Chris Thorpe looks at the potential issues in using a directors’ loan account.
One of the features of being a shareholder in a limited company, as opposed to being a sole trader or partner, is that you cannot just help yourself to company funds whenever you like. It’s no longer your money; it belongs to the company.
Those funds need to be declared as dividends or salary, but another way to extract funds from the company is simply to borrow money via a directors’ loan account (DLA).
The borrower
If the borrower is also an employee or director and they pay a market rate of interest for their loan, there are no income tax implications. If the rate is below this, and the amount borrowed is more than £10,000, a benefit-in-kind income tax charge will arise (and a Class 1A National Insurance contributions (NICs) charge on the company). Someone who is purely a shareholder will not face this charge; however, if the loan is subsequently written off that sum is taxed as a dividend. An employee or director will likewise be taxed on that write-off as a bonus, with the corresponding NICs consequences.
Whilst someone who is a director and shareholder should only be liable to income tax on the write-off as a dividend, HMRC could argue that the write-off was in respect of their role as a director rather than a shareholder.
The company
In addition to the potential income tax liabilities on the borrower for the loan, the company also faces tax consequences. The company must pay a ‘deposit’ of 32.5% of the outstanding sum existing nine months following the accounting period; this deposit is known as a ‘section 455 charge’ (from CTA 2010, s 455) and is repaid to the company when the loan is repaid or written off.
This section 455 charge does not apply when any full-time director or employee who owns less than 5% of the company’s ordinary shares takes out a loan. It only applies when a participator takes out the loan from a close company, i.e., shareholders, five or fewer of whom control the company (or any number if all participators are directors).
If the loan is repaid within the nine months following the accounting period, the section 455 is never paid at all, but loans are often left open beyond the nine-month threshold. What will often happen is that a loan is repaid by the participator, the section 455 tax is repaid to the company, and then another loan is taken out immediately thereafter, and so on. Clearly, a cash flow problem is being resolved; a shareholder need not worry about distributable reserves, income tax on dividends and salaries; they can just live off borrowed monies ad infinitum.
Unfortunately, HMRC has addressed this trick, known as ‘bed and breakfasting’.
Anti-avoidance traps
If someone repays a loan of £5,000 or more to the company and within 30 days takes out another loan, the section 455 tax which would ordinarily be repaid is matched against this new loan and withheld.

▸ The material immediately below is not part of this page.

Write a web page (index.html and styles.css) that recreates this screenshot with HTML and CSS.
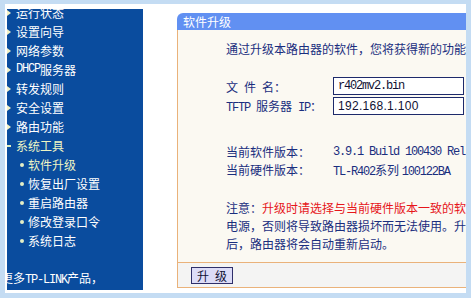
FILE: index.html
```html
<!DOCTYPE html>
<html lang="zh-CN">
<head>
    <meta charset="UTF-8">
    <meta name="viewport" content="width=device-width, initial-scale=1.0">
    <title>软件升级</title>
    <link rel="stylesheet" href="styles.css">
</head>
<body>

    <div class="frame">
        <!-- left menu, scrolled a little so the first item is cut -->
        <div class="menu">
            <ul class="menu-list">
                <li class="top"><i class="arrow"></i>运行状态</li>
                <li class="top"><i class="arrow"></i>设置向导</li>
                <li class="top"><i class="arrow"></i>网络参数</li>
                <li class="top"><i class="arrow"></i><span class="lat">DHCP</span>服务器</li>
                <li class="top"><i class="arrow"></i>转发规则</li>
                <li class="top"><i class="arrow"></i>安全设置</li>
                <li class="top"><i class="arrow"></i>路由功能</li>
                <li class="top open"><i class="dash"></i>系统工具</li>
                <li class="sub active"><i class="dot"></i>软件升级</li>
                <li class="sub"><i class="dot"></i>恢复出厂设置</li>
                <li class="sub"><i class="dot"></i>重启路由器</li>
                <li class="sub"><i class="dot"></i>修改登录口令</li>
                <li class="sub"><i class="dot"></i>系统日志</li>
            </ul>
            <div class="more">更多<span class="lat">TP-LINK</span>产品，</div>
        </div>

        <!-- main panel -->
        <div class="panel">
            <div class="panel-title">软件升级</div>
            <div class="panel-body">
                <p class="intro">通过升级本路由器的软件，您将获得新的功能</p>

                <div class="form-row">
                    <span class="label">文&ensp;件&ensp;名：</span>
                    <span class="field lat">r402mv2.bin</span>
                </div>
                <div class="form-row">
                    <span class="label"><span class="lat">TFTP</span>&ensp;服务器&ensp;<span class="lat">IP</span>：</span>
                    <span class="field ip">192.168.1.100</span>
                </div>

                <div class="info">
                    <div class="info-row"><span class="label">当前软件版本：</span><span class="lat">3.9.1 Build 100430 Rel</span></div>
                    <div class="info-row"><span class="label">当前硬件版本：</span><span><span class="lat">TL-R402</span>系列 <span class="lat">100122BA</span></span></div>
                </div>

                <div class="notice">
                    <p>注意：<span class="warn">升级时请选择与当前硬件版本一致的软</span></p>
                    <p>电源，否则将导致路由器损坏而无法使用。升</p>
                    <p>后，路由器将会自动重新启动。</p>
                </div>
            </div>
            <div class="panel-foot">
                <button class="btn">升&ensp;级</button>
            </div>
        </div>
    </div>

</body>
</html>
```

FILE: styles.css
```css
body {
    margin: 0;
    width: 476px;
    height: 302px;
    overflow: hidden;
    background: #ffffff;
    font-family: "Noto Sans CJK SC", sans-serif;
    font-size: 12px;
}
.lat {
    font-family: "Liberation Mono", monospace;
    font-size: 12px;
    letter-spacing: -1.2px;
}
.frame {
    display: flex;
    width: 461px;
    height: 289px;
    border-style: solid;
    border-color: #c4dcf3;
    border-width: 4px 5px 5px 5px;
    background: #ffffff;
    overflow: hidden;
}

/* menu */
.menu {
    width: 136px;
    height: 281px;
    margin: 5px 0 0 2px;
    background: #0a4c9e;
    color: #ffffff;
    overflow: hidden;
    white-space: nowrap;
}
.menu-list {
    list-style: none;
    margin: -6px 0 0 0;
    padding: 0;
}
.menu-list li {
    height: 19px;
    line-height: 19px;
    display: flex;
    align-items: center;
}
.menu-list .sub {
    padding-left: 13px;
}
.menu-list .active,
.menu-list .open {
    color: #eef5c4;
}
.arrow {
    width: 0;
    height: 0;
    border-left: 4px solid #f2f2c6;
    border-top: 3px solid transparent;
    border-bottom: 3px solid transparent;
    margin-right: 5px;
}
.dash {
    width: 4px;
    height: 2px;
    background: #dfeec0;
    margin-right: 5px;
}
.dot {
    width: 4px;
    height: 4px;
    border-radius: 50%;
    background: #e4efc6;
    margin-right: 4px;
}
.more {
    margin: 18px 0 0 -6px;
    height: 19px;
    line-height: 19px;
}

/* panel */
.panel {
    width: 289px;
    margin: 9px 0 0 34px;
    height: 275px;
    overflow: hidden;
    white-space: nowrap;
    color: #1a2e7e;
}
.panel-title {
    height: 17px;
    line-height: 17px;
    padding-left: 6px;
    background: #6190f2;
    color: #ffffff;
    border-top-left-radius: 6px;
}
.panel-body {
    height: 232px;
    padding-left: 48px;
    background: #fbf9f2;
    border-left: 1px solid #eab27a;
}
.intro {
    margin: 0;
    padding-top: 10px;
    line-height: 18px;
}
.form-row {
    display: flex;
    align-items: center;
    height: 18px;
    margin-top: 2px;
}
.form-row:first-of-type {
    margin-top: 19px;
}
.label {
    display: inline-block;
    width: 107px;
    flex-shrink: 0;
}
.field {
    box-sizing: border-box;
    width: 131px;
    height: 18px;
    line-height: 16px;
    padding-left: 4px;
    border: 1px solid #1d2a6b;
    background: #ffffff;
    color: #111133;
    flex-shrink: 0;
}
.field.ip {
    font-family: "Liberation Sans", sans-serif;
    font-size: 12px;
    letter-spacing: 0.3px;
}
.info {
    margin-top: 28px;
}
.info-row {
    height: 18px;
    line-height: 18px;
    display: flex;
}
.notice {
    margin-top: 20px;
}
.notice p {
    margin: 0;
    line-height: 18px;
}
.warn {
    color: #e6161b;
}
.panel-foot {
    height: 24px;
    padding-left: 13px;
    background: #f4f4f3;
    border-top: 1px solid #eab27a;
    border-bottom: 1px solid #eab27a;
    border-left: 1px solid #eab27a;
}
.btn {
    margin-top: 4px;
    width: 42px;
    height: 17px;
    padding: 0;
    border: 1px solid #2e2f6a;
    background: #dcdcf7;
    color: #111133;
    font-family: "Noto Sans CJK SC", sans-serif;
    font-size: 12px;
    line-height: 15px;
}
```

Even outside that 30-day boundary, if the outstanding loan is £15,000 or more and subsequently repaid and a further loan of £5,000 or more is borrowed as a new loan, the section 455 tax can still be matched against that new loan. This is known as the ‘intentions and arrangements’ rule to catch those simply waiting for the 30 days to expire.
One way to avoid these rules (besides staying below these thresholds) is to make the repayments through monies subject to income tax (i.e., dividends or salaries). By having the dividend or salary credited directly to the DLA to clear the loan, it will mean the section 455 tax will be repaid, even if another loan is subsequently taken out. HMRC is getting their ‘pound of flesh’ through the income tax on the salary or dividend, so no mischief is being done.
Practical tip
Any loans taken from a company should be repaid as soon as possible, at least within the nine months following the accounting period, to avoid a CTA 2010, s 455 charge arising in the first place. Beyond that, repay those loans with dividends or salary directly from the company so that, if subsequent loans need to be taken out (even beyond the next 30 days), the bed and breakfasting rules will allow the company to reclaim the section 455 tax.